What is the expected value of the sampling distribution of \(\bar{X}_{m} - \bar{X}_{w}\)? What is the variance of the sampling distribution of \(\bar{X}_{m} - \bar{X}_{w}\)?

- Compute and report your sample difference in average loan amount for men and women. Recall that for large samples, the sampling distribution of a mean or difference-in-means is approximately normal. Suppose that we know that the true population \(\sigma^2_{m} = 32381.57\) and \(\sigma^2_{w} = 19097.95\). Using the normal approximation, what is the probability that we would observe a difference-in-means at least as extreme as the one in our sample if the true population difference-in-means \(\mu_{m} - \mu_{w}\) equals 0? Note that by “at least as extreme,” we mean a value that is further away from \(0\) than the value we observe - that is, \(P(|\bar{X}_{m} - \bar{X}_{w}| \ge \alpha)\) where \(\alpha\) is our observed value and \(||\) is the absolute value operator.

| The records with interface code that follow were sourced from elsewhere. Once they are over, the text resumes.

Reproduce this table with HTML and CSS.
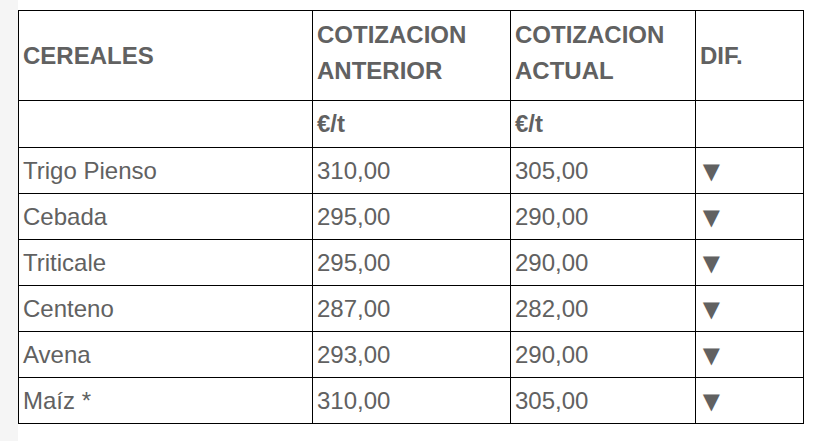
FILE: index.html
```html
<!DOCTYPE html>
<html lang="es">
<head>
<meta charset="utf-8">
<title>Cotizaciones cereales</title>
<link rel="stylesheet" href="styles.css">
</head>
<body>
<div class="page">
  <aside class="rail"></aside>
  <main class="content">
    <table class="prices">
      <colgroup>
        <col class="c1"><col class="c2"><col class="c3"><col class="c4">
      </colgroup>
      <thead>
        <tr class="head">
          <th>CEREALES</th>
          <th class="two">COTIZACION<br>ANTERIOR</th>
          <th class="two">COTIZACION<br>ACTUAL</th>
          <th>DIF.</th>
        </tr>
        <tr class="unit">
          <th></th>
          <th>€/t</th>
          <th>€/t</th>
          <th></th>
        </tr>
      </thead>
      <tbody>
        <tr><td>Trigo Pienso</td><td>310,00</td><td>305,00</td><td class="dif">▼</td></tr>
        <tr><td>Cebada</td><td>295,00</td><td>290,00</td><td class="dif">▼</td></tr>
        <tr><td>Triticale</td><td>295,00</td><td>290,00</td><td class="dif">▼</td></tr>
        <tr><td>Centeno</td><td>287,00</td><td>282,00</td><td class="dif">▼</td></tr>
        <tr><td>Avena</td><td>293,00</td><td>290,00</td><td class="dif">▼</td></tr>
        <tr><td>Maíz *</td><td>310,00</td><td>305,00</td><td class="dif">▼</td></tr>
      </tbody>
    </table>
  </main>
</div>
</body>
</html>
```

FILE: styles.css
```css
html, body {
  margin: 0;
  padding: 0;
  background: #ffffff;
}

.page {
  display: flex;
  min-height: 441px;
}

.rail {
  width: 18px;
  flex: 0 0 18px;
  background: #f5f5f5;
}

.content {
  flex: 1;
  padding-top: 10px;
}

.prices {
  border-collapse: collapse;
  table-layout: fixed;
  width: 785px;
  font-family: "Liberation Sans", Arial, sans-serif;
  color: #616161;
}

.c1 { width: 294px; }
.c2 { width: 198px; }
.c3 { width: 185px; }
.c4 { width: 108px; }

.prices th,
.prices td {
  border: 1px solid #000000;
  padding: 0 4px;
  text-align: left;
  vertical-align: middle;
}

.prices th {
  font-weight: bold;
  font-size: 24px;
  line-height: 36px;
}

.prices td {
  font-weight: normal;
  font-size: 24px;
  line-height: 36px;
}

.head th {
  height: 89px;
}

.head th.two {
  padding-bottom: 6px;
  height: 83px;
}

.unit th {
  height: 46px;
}

.prices tbody td {
  height: 45px;
}

.prices td.dif {
  font-size: 29px;
  padding-left: 1px;
}
```
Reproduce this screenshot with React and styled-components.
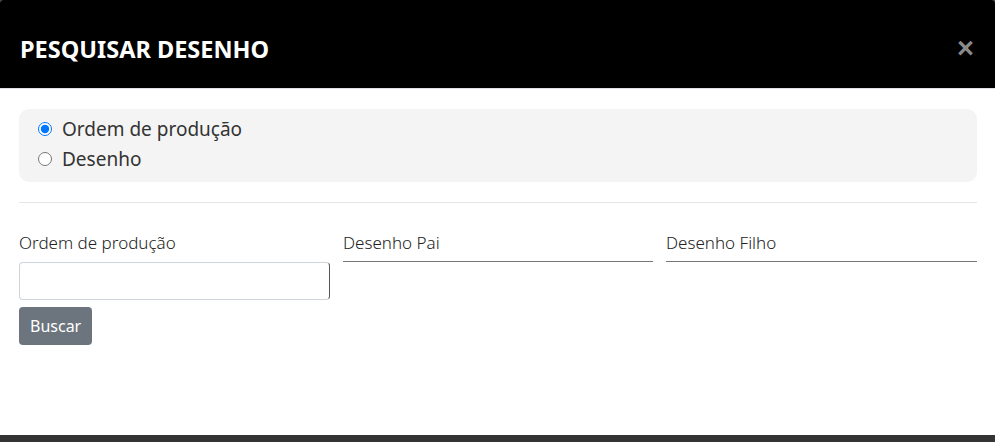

Hint: In R you can get the probability that a normally distributed random variable takes on a value less than or equal to some value `q`

using the command `pnorm(q, mean, sd)`

where `mean`

is the mean of the normal distribution and `sd`

is the standard deviation.

- Comment on your result in (c). Given what we observe in our sample, is it likely that there is no difference in loan amounts for men and women? A common threshold for “rejecting” our assumed hypothesis that \(\mu_{m} - \mu_{w} = 0\) is observing a sample that would occur with probability \(.05\) or less if that hypothesis were true (that is, a very unlikely sample). Would we reject the hypothesis that there is no difference in average loan amounts between men and women?